## Exercise aim
Determine the number of lines that contain the word "Tailwind", then state that number and nothing more.

## Input material
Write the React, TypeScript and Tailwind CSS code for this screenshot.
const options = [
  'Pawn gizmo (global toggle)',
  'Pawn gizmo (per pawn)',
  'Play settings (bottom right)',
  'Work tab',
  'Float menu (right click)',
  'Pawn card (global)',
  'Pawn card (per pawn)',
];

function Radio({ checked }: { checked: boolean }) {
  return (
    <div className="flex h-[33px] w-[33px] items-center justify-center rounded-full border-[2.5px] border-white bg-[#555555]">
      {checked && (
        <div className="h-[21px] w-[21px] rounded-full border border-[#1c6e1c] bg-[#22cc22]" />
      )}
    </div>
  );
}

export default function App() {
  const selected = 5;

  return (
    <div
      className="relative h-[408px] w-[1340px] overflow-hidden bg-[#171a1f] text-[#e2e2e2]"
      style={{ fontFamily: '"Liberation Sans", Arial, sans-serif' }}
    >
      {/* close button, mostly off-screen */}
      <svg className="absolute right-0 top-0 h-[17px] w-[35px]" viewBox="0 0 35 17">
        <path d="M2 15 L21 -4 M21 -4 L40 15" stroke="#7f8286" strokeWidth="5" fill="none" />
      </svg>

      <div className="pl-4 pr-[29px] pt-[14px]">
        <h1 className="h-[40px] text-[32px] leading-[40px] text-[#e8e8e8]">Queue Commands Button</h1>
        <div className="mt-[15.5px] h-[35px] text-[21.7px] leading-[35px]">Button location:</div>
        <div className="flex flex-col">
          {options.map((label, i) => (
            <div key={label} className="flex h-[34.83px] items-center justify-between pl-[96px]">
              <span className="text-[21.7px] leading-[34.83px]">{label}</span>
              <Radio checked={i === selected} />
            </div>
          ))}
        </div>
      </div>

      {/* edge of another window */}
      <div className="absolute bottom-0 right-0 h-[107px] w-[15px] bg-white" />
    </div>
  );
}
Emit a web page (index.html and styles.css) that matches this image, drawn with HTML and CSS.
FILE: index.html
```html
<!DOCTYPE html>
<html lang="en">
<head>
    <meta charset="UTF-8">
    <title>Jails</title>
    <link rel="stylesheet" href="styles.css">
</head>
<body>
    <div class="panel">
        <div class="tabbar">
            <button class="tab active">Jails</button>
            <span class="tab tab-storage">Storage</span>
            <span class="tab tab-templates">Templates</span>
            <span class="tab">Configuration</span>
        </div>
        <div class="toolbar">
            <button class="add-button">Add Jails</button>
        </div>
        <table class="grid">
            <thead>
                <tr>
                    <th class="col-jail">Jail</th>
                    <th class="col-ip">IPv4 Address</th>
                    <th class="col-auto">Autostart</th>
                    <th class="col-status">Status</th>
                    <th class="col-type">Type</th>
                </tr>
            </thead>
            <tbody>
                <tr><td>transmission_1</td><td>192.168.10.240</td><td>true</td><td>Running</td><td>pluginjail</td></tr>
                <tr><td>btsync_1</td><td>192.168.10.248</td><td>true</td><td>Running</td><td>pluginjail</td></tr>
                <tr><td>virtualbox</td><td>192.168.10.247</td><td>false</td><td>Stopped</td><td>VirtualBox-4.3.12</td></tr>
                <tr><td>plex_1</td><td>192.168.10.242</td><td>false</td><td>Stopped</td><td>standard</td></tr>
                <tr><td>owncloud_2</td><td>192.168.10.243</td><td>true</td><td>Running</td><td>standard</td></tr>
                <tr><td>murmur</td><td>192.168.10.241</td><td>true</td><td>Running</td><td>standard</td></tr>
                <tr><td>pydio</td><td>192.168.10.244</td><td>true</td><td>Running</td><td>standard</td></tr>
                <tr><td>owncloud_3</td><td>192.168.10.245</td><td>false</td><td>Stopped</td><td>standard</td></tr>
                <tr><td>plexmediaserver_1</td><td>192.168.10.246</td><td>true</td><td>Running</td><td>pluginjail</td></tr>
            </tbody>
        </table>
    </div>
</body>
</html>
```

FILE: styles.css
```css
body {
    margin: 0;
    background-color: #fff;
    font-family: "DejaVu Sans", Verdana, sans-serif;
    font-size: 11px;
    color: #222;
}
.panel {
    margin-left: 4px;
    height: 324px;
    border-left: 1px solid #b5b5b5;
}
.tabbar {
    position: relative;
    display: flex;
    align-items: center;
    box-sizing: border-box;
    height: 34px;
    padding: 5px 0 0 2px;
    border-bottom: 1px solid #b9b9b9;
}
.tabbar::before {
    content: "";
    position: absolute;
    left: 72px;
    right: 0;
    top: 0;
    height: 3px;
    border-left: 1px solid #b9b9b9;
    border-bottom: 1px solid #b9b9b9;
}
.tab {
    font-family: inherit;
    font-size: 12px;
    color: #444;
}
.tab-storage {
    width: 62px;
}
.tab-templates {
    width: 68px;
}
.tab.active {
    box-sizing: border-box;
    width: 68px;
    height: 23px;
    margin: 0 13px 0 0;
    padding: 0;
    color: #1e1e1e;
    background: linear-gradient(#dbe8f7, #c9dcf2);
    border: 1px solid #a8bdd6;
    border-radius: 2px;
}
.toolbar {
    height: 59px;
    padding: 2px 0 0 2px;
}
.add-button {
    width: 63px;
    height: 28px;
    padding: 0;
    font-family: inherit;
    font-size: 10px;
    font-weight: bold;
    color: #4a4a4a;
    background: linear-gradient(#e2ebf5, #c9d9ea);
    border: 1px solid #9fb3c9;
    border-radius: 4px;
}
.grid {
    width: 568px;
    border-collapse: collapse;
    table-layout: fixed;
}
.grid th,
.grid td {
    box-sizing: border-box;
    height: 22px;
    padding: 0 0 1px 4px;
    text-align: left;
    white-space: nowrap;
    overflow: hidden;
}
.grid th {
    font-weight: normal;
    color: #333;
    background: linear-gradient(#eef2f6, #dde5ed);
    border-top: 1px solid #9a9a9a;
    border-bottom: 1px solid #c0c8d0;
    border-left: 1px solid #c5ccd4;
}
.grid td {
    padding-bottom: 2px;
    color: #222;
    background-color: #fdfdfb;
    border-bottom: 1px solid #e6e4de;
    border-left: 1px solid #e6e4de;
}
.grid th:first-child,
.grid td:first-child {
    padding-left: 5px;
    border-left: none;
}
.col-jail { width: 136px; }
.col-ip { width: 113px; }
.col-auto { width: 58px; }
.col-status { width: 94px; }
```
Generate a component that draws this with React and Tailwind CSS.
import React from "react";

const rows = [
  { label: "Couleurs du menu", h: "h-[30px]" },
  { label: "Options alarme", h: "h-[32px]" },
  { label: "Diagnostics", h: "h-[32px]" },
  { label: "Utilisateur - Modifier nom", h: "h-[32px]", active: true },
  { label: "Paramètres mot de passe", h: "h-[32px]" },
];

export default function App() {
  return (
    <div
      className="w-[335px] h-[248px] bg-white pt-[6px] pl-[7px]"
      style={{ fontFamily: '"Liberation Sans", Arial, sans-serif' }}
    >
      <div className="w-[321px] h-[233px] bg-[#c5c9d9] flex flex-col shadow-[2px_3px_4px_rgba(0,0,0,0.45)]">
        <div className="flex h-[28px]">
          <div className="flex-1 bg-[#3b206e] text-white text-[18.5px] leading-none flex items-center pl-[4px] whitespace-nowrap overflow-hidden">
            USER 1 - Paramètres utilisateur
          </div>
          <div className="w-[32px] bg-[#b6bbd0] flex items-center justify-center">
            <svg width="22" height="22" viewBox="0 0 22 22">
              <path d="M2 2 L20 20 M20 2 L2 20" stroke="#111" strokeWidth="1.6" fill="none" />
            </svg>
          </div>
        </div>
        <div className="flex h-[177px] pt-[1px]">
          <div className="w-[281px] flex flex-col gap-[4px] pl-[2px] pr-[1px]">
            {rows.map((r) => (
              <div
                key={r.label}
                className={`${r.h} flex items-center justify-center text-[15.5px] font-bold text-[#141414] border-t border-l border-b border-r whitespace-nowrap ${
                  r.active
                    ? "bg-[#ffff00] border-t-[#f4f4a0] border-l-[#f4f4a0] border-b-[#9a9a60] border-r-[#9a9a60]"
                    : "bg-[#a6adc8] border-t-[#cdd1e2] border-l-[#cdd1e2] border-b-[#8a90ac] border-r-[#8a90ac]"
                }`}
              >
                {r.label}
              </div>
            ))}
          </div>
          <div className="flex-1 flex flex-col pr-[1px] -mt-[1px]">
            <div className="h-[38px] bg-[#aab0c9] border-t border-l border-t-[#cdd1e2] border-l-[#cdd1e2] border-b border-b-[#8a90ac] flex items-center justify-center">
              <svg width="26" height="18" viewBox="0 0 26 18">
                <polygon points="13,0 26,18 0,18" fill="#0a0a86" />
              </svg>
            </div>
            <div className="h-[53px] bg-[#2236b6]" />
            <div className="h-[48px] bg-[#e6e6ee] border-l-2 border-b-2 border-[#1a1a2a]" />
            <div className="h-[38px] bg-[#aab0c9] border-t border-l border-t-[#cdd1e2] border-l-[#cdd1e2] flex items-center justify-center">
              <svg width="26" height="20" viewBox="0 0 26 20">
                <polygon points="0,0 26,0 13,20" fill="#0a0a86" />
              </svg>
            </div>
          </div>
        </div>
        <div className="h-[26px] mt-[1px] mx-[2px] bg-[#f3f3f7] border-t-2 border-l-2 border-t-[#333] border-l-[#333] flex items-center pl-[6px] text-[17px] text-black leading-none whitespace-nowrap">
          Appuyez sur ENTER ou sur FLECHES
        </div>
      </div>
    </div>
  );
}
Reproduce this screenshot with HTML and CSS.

## Answer to this problem
2